Introduction to the differential drive system and robot kinematics

Robot kinematics is the study of the mathematics of motion without considering the forces that affect the motion. It mainly deals with the geometric relationships that govern the system. Robot dynamics is the study of motion in robots in which all the forces involved in the robots' movement are modeled.

A mobile robot or vehicle has six degrees of freedom (DOFs) expressed by the pose (x, y, z, roll, pitch, and yaw). These DOFs consist of the position (x, y, z) and attitude (roll, pitch, and yaw). Roll refers to sidewise rotation, pitch refers to forward and backward rotation, and yaw (called the heading or orientation) refers to the direction in which the robot moves in the x-y plane. The differential drive robot moves from x to y in the horizontal plane, so the 2D pose contains mainly x, y, and θ, where θ is the heading of the robot that points in the robot's forward direction. This information is sufficient to describe a differential robot pose:

The pose of the robot in x, y, and θ in the global coordinate system

In a differential drive robot, the motion can be controlled by adjusting the velocity of two independently controlled motors on the left-hand and right-hand side, named V-left and V-right, respectively.
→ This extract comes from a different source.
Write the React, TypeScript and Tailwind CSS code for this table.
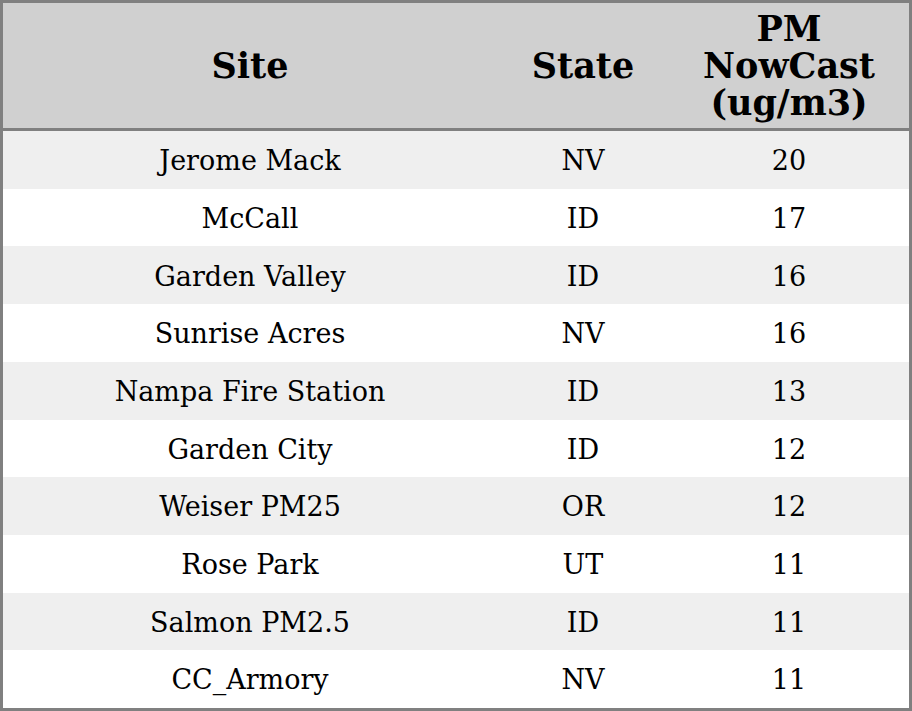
const rows = [
  { site: "Jerome Mack", state: "NV", pm: 20 },
  { site: "McCall", state: "ID", pm: 17 },
  { site: "Garden Valley", state: "ID", pm: 16 },
  { site: "Sunrise Acres", state: "NV", pm: 16 },
  { site: "Nampa Fire Station", state: "ID", pm: 13 },
  { site: "Garden City", state: "ID", pm: 12 },
  { site: "Weiser PM25", state: "OR", pm: 12 },
  { site: "Rose Park", state: "UT", pm: 11 },
  { site: "Salmon PM2.5", state: "ID", pm: 11 },
  { site: "CC_Armory", state: "NV", pm: 11 },
];

export default function App() {
  return (
    <div className="w-[912px] h-[711px] border-[3px] border-[#808080] bg-white text-black font-['DejaVu_Serif',serif] flex flex-col">
      {/* Header */}
      <div className="grid grid-cols-[494px_172px_240px] h-[125px] bg-[#d0d0d0] border-b-[3px] border-[#808080] box-content text-[35px] font-bold leading-[37px]">
        <div className="flex items-center justify-center">Site</div>
        <div className="flex items-center justify-center">State</div>
        <div className="flex items-center justify-center text-center">
          PM
          <br />
          NowCast
          <br />
          (ug/m3)
        </div>
      </div>

      {/* Body */}
      <div className="flex-1 flex flex-col text-[27px]">
        {rows.map((r, i) => (
          <div
            key={r.site}
            className={`flex-1 grid grid-cols-[494px_172px_240px] items-center text-center pt-[3px] ${i % 2 === 0 ? "bg-[#efefef]" : "bg-white"}`}
          >
            <div>{r.site}</div>
            <div>{r.state}</div>
            <div>{r.pm}</div>
          </div>
        ))}
      </div>
    </div>
  );
}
The following image shows a couple of popular differential drive robots available on the market:

Robot Roomba (https://en.wikipedia.org/wiki/IRobot)

The Roomba series of autonomous vacuum cleaners is a popular differential robot from iRobot.

Pioneer 3-DX (http://robots.ros.org/pioneer-3-dx/)

The Pioneer 3-DX is a popular differential drive research platform from Omron Adept Mobile Robots.